◆ **Data shown**:
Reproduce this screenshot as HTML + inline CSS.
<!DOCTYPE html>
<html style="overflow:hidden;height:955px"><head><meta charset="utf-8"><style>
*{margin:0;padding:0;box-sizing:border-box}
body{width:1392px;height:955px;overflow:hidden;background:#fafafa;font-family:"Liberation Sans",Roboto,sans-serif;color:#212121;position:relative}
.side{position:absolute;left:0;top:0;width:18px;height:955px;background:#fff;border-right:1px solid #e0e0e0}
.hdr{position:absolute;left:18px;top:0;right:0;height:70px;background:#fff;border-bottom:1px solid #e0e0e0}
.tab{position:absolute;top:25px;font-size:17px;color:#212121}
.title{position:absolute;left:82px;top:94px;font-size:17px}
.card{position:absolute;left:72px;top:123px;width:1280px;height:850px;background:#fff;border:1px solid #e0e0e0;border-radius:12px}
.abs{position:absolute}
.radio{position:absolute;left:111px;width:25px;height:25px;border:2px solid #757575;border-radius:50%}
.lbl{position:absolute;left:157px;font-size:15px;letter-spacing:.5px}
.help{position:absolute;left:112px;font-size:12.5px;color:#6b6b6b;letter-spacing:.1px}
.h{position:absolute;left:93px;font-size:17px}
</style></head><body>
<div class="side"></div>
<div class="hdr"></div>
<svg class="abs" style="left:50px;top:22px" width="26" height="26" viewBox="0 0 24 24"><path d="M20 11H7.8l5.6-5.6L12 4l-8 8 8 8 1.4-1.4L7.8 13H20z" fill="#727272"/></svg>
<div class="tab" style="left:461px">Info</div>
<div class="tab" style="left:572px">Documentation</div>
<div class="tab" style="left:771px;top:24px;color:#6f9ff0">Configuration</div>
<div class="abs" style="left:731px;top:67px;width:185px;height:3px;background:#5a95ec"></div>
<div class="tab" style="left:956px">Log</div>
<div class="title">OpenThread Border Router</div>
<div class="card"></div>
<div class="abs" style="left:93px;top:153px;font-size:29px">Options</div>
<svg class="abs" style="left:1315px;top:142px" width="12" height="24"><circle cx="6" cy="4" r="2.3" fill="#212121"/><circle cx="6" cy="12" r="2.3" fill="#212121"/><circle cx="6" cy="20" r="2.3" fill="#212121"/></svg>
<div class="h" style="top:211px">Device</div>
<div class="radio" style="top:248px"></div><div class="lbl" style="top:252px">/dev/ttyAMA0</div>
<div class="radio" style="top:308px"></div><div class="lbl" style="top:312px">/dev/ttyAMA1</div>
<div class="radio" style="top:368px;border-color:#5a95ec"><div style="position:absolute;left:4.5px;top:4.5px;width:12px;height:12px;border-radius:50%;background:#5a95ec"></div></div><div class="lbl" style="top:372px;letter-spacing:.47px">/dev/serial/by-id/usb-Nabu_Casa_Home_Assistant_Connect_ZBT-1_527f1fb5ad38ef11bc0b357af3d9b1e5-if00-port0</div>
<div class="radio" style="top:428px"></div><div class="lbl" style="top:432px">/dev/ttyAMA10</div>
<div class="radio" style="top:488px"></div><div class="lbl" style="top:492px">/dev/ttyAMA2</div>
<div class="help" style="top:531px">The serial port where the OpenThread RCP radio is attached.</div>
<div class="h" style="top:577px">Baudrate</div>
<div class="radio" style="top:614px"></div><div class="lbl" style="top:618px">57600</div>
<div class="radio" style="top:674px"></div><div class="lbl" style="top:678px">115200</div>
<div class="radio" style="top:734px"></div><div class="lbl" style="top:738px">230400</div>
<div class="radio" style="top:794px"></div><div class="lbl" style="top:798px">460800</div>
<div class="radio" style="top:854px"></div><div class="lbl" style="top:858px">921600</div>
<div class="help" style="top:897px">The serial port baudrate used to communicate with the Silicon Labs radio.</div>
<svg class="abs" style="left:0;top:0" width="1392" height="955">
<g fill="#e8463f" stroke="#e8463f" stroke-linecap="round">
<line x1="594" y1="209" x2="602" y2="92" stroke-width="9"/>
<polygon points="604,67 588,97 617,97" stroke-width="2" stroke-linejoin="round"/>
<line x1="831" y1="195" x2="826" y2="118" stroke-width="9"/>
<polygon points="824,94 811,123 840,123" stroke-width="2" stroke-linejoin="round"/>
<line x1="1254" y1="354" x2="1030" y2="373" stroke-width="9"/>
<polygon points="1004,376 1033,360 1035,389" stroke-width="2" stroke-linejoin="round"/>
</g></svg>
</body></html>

◆ **Instruction**: Transcribe all of the material exactly. Omit nothing.

◆ **Result for this task**:
Reproduce this screenshot as HTML + inline CSS.
<!DOCTYPE html>
<html style="overflow:hidden;height:955px"><head><meta charset="utf-8"><style>
*{margin:0;padding:0;box-sizing:border-box}
body{width:1392px;height:955px;overflow:hidden;background:#fafafa;font-family:"Liberation Sans",Roboto,sans-serif;color:#212121;position:relative}
.side{position:absolute;left:0;top:0;width:18px;height:955px;background:#fff;border-right:1px solid #e0e0e0}
.hdr{position:absolute;left:18px;top:0;right:0;height:70px;background:#fff;border-bottom:1px solid #e0e0e0}
.tab{position:absolute;top:25px;font-size:17px;color:#212121}
.title{position:absolute;left:82px;top:94px;font-size:17px}
.card{position:absolute;left:72px;top:123px;width:1280px;height:850px;background:#fff;border:1px solid #e0e0e0;border-radius:12px}
.abs{position:absolute}
.radio{position:absolute;left:111px;width:25px;height:25px;border:2px solid #757575;border-radius:50%}
.lbl{position:absolute;left:157px;font-size:15px;letter-spacing:.5px}
.help{position:absolute;left:112px;font-size:12.5px;color:#6b6b6b;letter-spacing:.1px}
.h{position:absolute;left:93px;font-size:17px}
</style></head><body>
<div class="side"></div>
<div class="hdr"></div>
<svg class="abs" style="left:50px;top:22px" width="26" height="26" viewBox="0 0 24 24"><path d="M20 11H7.8l5.6-5.6L12 4l-8 8 8 8 1.4-1.4L7.8 13H20z" fill="#727272"/></svg>
<div class="tab" style="left:461px">Info</div>
<div class="tab" style="left:572px">Documentation</div>
<div class="tab" style="left:771px;top:24px;color:#6f9ff0">Configuration</div>
<div class="abs" style="left:731px;top:67px;width:185px;height:3px;background:#5a95ec"></div>
<div class="tab" style="left:956px">Log</div>
<div class="title">OpenThread Border Router</div>
<div class="card"></div>
<div class="abs" style="left:93px;top:153px;font-size:29px">Options</div>
<svg class="abs" style="left:1315px;top:142px" width="12" height="24"><circle cx="6" cy="4" r="2.3" fill="#212121"/><circle cx="6" cy="12" r="2.3" fill="#212121"/><circle cx="6" cy="20" r="2.3" fill="#212121"/></svg>
<div class="h" style="top:211px">Device</div>
<div class="radio" style="top:248px"></div><div class="lbl" style="top:252px">/dev/ttyAMA0</div>
<div class="radio" style="top:308px"></div><div class="lbl" style="top:312px">/dev/ttyAMA1</div>
<div class="radio" style="top:368px;border-color:#5a95ec"><div style="position:absolute;left:4.5px;top:4.5px;width:12px;height:12px;border-radius:50%;background:#5a95ec"></div></div><div class="lbl" style="top:372px;letter-spacing:.47px">/dev/serial/by-id/usb-Nabu_Casa_Home_Assistant_Connect_ZBT-1_527f1fb5ad38ef11bc0b357af3d9b1e5-if00-port0</div>
<div class="radio" style="top:428px"></div><div class="lbl" style="top:432px">/dev/ttyAMA10</div>
<div class="radio" style="top:488px"></div><div class="lbl" style="top:492px">/dev/ttyAMA2</div>
<div class="help" style="top:531px">The serial port where the OpenThread RCP radio is attached.</div>
<div class="h" style="top:577px">Baudrate</div>
<div class="radio" style="top:614px"></div><div class="lbl" style="top:618px">57600</div>
<div class="radio" style="top:674px"></div><div class="lbl" style="top:678px">115200</div>
<div class="radio" style="top:734px"></div><div class="lbl" style="top:738px">230400</div>
<div class="radio" style="top:794px"></div><div class="lbl" style="top:798px">460800</div>
<div class="radio" style="top:854px"></div><div class="lbl" style="top:858px">921600</div>
<div class="help" style="top:897px">The serial port baudrate used to communicate with the Silicon Labs radio.</div>
<svg class="abs" style="left:0;top:0" width="1392" height="955">
<g fill="#e8463f" stroke="#e8463f" stroke-linecap="round">
<line x1="594" y1="209" x2="602" y2="92" stroke-width="9"/>
<polygon points="604,67 588,97 617,97" stroke-width="2" stroke-linejoin="round"/>
<line x1="831" y1="195" x2="826" y2="118" stroke-width="9"/>
<polygon points="824,94 811,123 840,123" stroke-width="2" stroke-linejoin="round"/>
<line x1="1254" y1="354" x2="1030" y2="373" stroke-width="9"/>
<polygon points="1004,376 1033,360 1035,389" stroke-width="2" stroke-linejoin="round"/>
</g></svg>
</body></html>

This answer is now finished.